Conan: Iron Shadows in the Moon (vol. 10)
Publisher: Dark Horse
Writer(s): Timothy Truman & Darick Robertson
Artist(s): Tomás Giorello & Darick Robertson
I’ve got to admit something from the start about this book. I actually own another Dark Horse book that contains this story, but that book seems pale in comparison. Now, keep in mind that the other book is a black and white reprint of classic Conan, and this is an adaptation, and also in color. The artwork is provided by Tomás Giorello and the colors by José Villarubia in the “Iron Shadows in the Moon” story. The book also contains “Conan and the mad King of Gaul” and “Conan: The Weight of the Crown,” by Darick Robertson (writer and artist).

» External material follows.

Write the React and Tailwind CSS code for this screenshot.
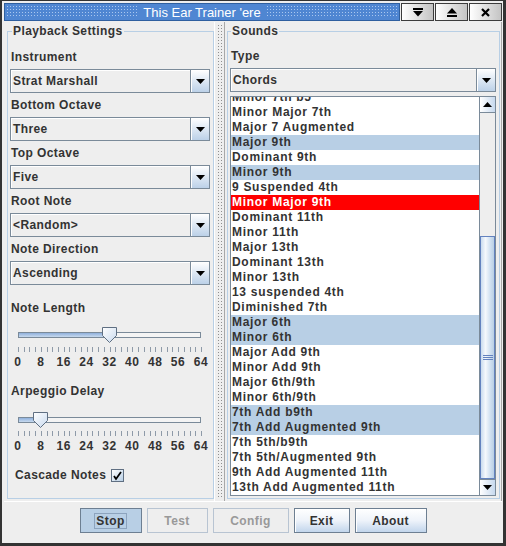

The first story is an excellent example of a classic Robert E. Howard story, but is greatly enhanced by Giorello’s exquisite artwork. After we see a quick interlude of a young man being murdered (that scene mirrors the crucifixion of Christ), the story begins with a young girl that’s about to be flogged by her master for trying to escape his grasp. Out of the muddy, filthy bog comes Conan. The King of Hyrkania, Amurath, is shocked to see that Conan is still alive, considering all of his fellow warriors were slaughtered by the Hyrkanians in the last couple of days. Conan quickly dispatches him, but realizes he’ll soon be overwhelmed by the dead King’s forces, so he flees, and the young girl comes with him. Of course, as you can imagine, they run into all sorts of perils as Conan always does, but also in typical Conan fashion, he fights his way out of the trouble. Pirates, a giant man-ape, and also a surprise enemy right under Conan’s nose!
You won’t be disappointed by the story in this book. It’s nothing complex, but Timothy Truman (Jonah Hex, Grimjack) does a great job of taking a typical Howard story and taking the reader inside the world of Conan. You can easily find yourself slipping into the “Conan universe” while reading this book. Giorello’s artwork (Star Wars, Conan the Cimmerian) is nothing short of astounding. He seems like he was born to draw Conan or anything in this genre. The page where the man-ape bites Conan (below, click to enlarge) is just one of the fantastic panels that proves my point and his artistic chops. Dark Horse has done a very good job with these Howard adaptations, and I for one hope that they keep them coming, full speed ahead!
A copy of this book was provided by the publisher.